If their drug doesn’t perform like they say it does, they’re going to have to pay us back, and that’s eventually going to get well-known across the country -- whether their drugs perform or not.
Though value-based payment is a laudable strategy, Purvis said, the current lack of comparative effectiveness research when it comes to drugs hinders the ability to determine value.
PhRMA did not respond to requests for comment for this story.
Lankford, too, acknowledged that there is no current strategy in Congress to mitigate the threat of drugmakers taking advantage of the concept to maximize their profits, but the Senate Finance Committee is supportive of trying out value-based arrangements.
Sens.
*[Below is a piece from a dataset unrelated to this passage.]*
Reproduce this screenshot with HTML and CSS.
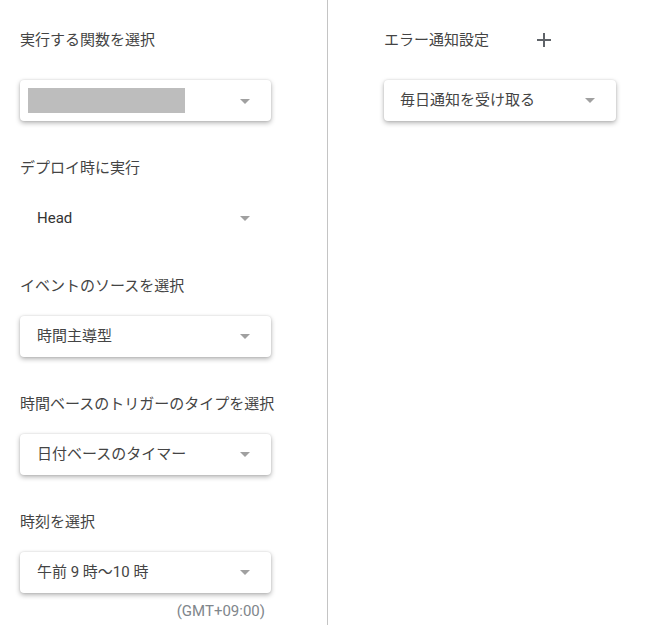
FILE: index.html
```html
<!DOCTYPE html>
<html lang="ja">
<head>
  <meta charset="utf-8" />
  <meta name="viewport" content="width=device-width, initial-scale=1" />
  <title>トリガーを追加</title>
  <link rel="stylesheet" href="styles.css">
</head>
<body>
  <div class="page">
    <div class="col-left">
      <div class="field">
        <div class="label">実行する関数を選択</div>
        <div class="select select-first">
          <div class="masked"></div>
          <span class="arrow"></span>
        </div>
      </div>

      <div class="field">
        <div class="label">デプロイ時に実行</div>
        <div class="select select-flat">
          <span class="value value-latin">Head</span>
          <span class="arrow"></span>
        </div>
      </div>

      <div class="field">
        <div class="label">イベントのソースを選択</div>
        <div class="select">
          <span class="value">時間主導型</span>
          <span class="arrow"></span>
        </div>
      </div>

      <div class="field">
        <div class="label">時間ベースのトリガーのタイプを選択</div>
        <div class="select">
          <span class="value">日付ベースのタイマー</span>
          <span class="arrow"></span>
        </div>
      </div>

      <div class="field">
        <div class="label">時刻を選択</div>
        <div class="select">
          <span class="value">午前 9 時〜10 時</span>
          <span class="arrow"></span>
        </div>
        <div class="hint">(GMT+09:00)</div>
      </div>
    </div>

    <div class="col-right">
      <div class="label-row">
        <div class="label">エラー通知設定</div>
        <svg class="plus" width="14" height="14" viewBox="0 0 14 14">
          <path d="M7 0v14M0 7h14" stroke="#5f6368" stroke-width="2" fill="none" />
        </svg>
      </div>
      <div class="select select-wide">
        <span class="value">毎日通知を受け取る</span>
        <span class="arrow"></span>
      </div>
    </div>
  </div>
</body>
</html>
```

FILE: styles.css
```css
body {
  font-family: Roboto, "Noto Sans CJK JP", sans-serif;
  margin: 0;
  padding: 0;
  background-color: #fff;
  color: #444;
}
.page {
  display: flex;
  align-items: flex-start;
}
.col-left {
  width: 287px;
  height: 595px;
  padding: 30px 20px 0;
  border-right: 1px solid #c4c4c4;
}
.col-right {
  padding: 30px 0 0 56px;
}
.field {
  margin-bottom: 37px;
}
.label {
  font-size: 15px;
  line-height: 20px;
  color: #444;
}
.label-row {
  display: flex;
  align-items: center;
  gap: 48px;
}
.plus {
  display: block;
}
.select {
  display: flex;
  align-items: center;
  justify-content: space-between;
  width: 251px;
  height: 41px;
  margin-top: 20px;
  padding: 0 21px 2px 17px;
  box-sizing: border-box;
  background-color: #fff;
  border-radius: 4px;
  box-shadow: 0 2px 5px rgba(0, 0, 0, 0.3), 0 0 2px rgba(0, 0, 0, 0.12);
}
.select-first {
  margin-top: 30px;
  padding: 0 21px 0 8px;
}
.select-flat {
  box-shadow: none;
}
.select-wide {
  width: 232px;
  margin-top: 30px;
  padding-left: 16px;
}
.masked {
  width: 157px;
  height: 25px;
  background-color: #bdbdbd;
}
.value {
  font-size: 15px;
  line-height: 20px;
  color: #444;
}
.value-latin {
  color: #333;
}
.arrow {
  width: 0;
  height: 0;
  margin-top: 2px;
  border-left: 5px solid transparent;
  border-right: 5px solid transparent;
  border-top: 5px solid #a0a0a0;
}
.hint {
  width: 251px;
  margin-top: 8px;
  padding-right: 6px;
  box-sizing: border-box;
  text-align: right;
  font-size: 15px;
  line-height: 20px;
  color: #80868b;
}
```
Bill Cassidy (R-La.) and Mark Warner (D-Va.) have introduced draft legislation encouraging states to explore value-based arrangements.
“We’re bringing stakeholders together to hear everyone’s thoughts,” said Ty Bofferding, Cassidy’s press secretary. “For us, value means the patient is better off than they would be otherwise.”
In Oklahoma, Nesser remains skeptical the state will save any money or that the strategy is effective beyond “one-offs,” and she said it is clear that not every state should follow its model. To really help states control drug costs, she said, Congress needs to work on larger solutions — such as price controls.
For now, to rein in costs associated with specialty drugs, the state is weighing applying for another waiver, allowing OHCA to negotiate what Nesser called “milestone contracts.” Under such agreements, the state would make payments to the manufacturer over time as patients meet temporal milestones — hitting a certain number of days without needing another dose.
But even as the state clarifies details with CMS, Oklahoma is in no rush to once again be the first state to experiment with a new value-based payment model.
“We might have let someone else go first,” Nesser said.